*What is needed*
Render the material again word for word, skipping the pictures in it.

*Given data*
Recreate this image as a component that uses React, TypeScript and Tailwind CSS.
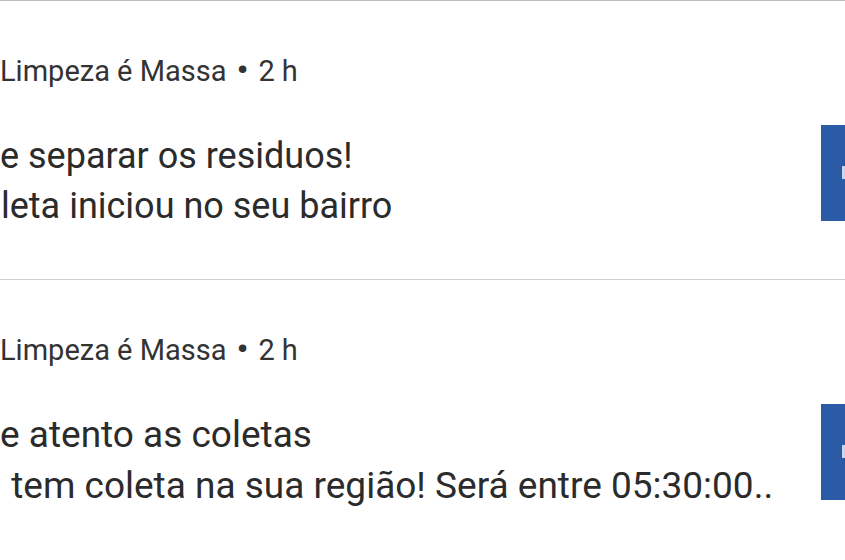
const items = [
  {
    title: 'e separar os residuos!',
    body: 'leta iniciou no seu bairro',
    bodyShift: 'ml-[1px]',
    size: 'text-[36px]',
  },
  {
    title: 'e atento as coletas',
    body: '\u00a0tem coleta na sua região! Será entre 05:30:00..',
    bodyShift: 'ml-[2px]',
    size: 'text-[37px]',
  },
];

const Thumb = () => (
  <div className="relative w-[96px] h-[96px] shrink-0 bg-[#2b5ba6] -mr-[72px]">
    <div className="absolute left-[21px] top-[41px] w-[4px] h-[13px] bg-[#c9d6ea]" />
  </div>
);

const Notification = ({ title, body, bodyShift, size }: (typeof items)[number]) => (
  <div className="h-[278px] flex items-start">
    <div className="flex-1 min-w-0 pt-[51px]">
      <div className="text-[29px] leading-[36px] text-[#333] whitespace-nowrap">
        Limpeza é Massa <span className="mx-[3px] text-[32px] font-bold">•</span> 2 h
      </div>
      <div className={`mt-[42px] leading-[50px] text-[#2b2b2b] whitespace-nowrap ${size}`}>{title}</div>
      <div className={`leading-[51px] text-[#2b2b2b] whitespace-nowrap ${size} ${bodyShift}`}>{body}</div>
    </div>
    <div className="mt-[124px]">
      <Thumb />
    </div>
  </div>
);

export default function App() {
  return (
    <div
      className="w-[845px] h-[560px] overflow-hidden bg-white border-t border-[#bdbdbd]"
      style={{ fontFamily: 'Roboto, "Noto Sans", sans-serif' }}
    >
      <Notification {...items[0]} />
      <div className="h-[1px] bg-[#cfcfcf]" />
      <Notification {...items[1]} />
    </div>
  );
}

*Final result*
Recreate this image as a component that uses React, TypeScript and Tailwind CSS.
const items = [
  {
    title: 'e separar os residuos!',
    body: 'leta iniciou no seu bairro',
    bodyShift: 'ml-[1px]',
    size: 'text-[36px]',
  },
  {
    title: 'e atento as coletas',
    body: '\u00a0tem coleta na sua região! Será entre 05:30:00..',
    bodyShift: 'ml-[2px]',
    size: 'text-[37px]',
  },
];

const Thumb = () => (
  <div className="relative w-[96px] h-[96px] shrink-0 bg-[#2b5ba6] -mr-[72px]">
    <div className="absolute left-[21px] top-[41px] w-[4px] h-[13px] bg-[#c9d6ea]" />
  </div>
);

const Notification = ({ title, body, bodyShift, size }: (typeof items)[number]) => (
  <div className="h-[278px] flex items-start">
    <div className="flex-1 min-w-0 pt-[51px]">
      <div className="text-[29px] leading-[36px] text-[#333] whitespace-nowrap">
        Limpeza é Massa <span className="mx-[3px] text-[32px] font-bold">•</span> 2 h
      </div>
      <div className={`mt-[42px] leading-[50px] text-[#2b2b2b] whitespace-nowrap ${size}`}>{title}</div>
      <div className={`leading-[51px] text-[#2b2b2b] whitespace-nowrap ${size} ${bodyShift}`}>{body}</div>
    </div>
    <div className="mt-[124px]">
      <Thumb />
    </div>
  </div>
);

export default function App() {
  return (
    <div
      className="w-[845px] h-[560px] overflow-hidden bg-white border-t border-[#bdbdbd]"
      style={{ fontFamily: 'Roboto, "Noto Sans", sans-serif' }}
    >
      <Notification {...items[0]} />
      <div className="h-[1px] bg-[#cfcfcf]" />
      <Notification {...items[1]} />
    </div>
  );
}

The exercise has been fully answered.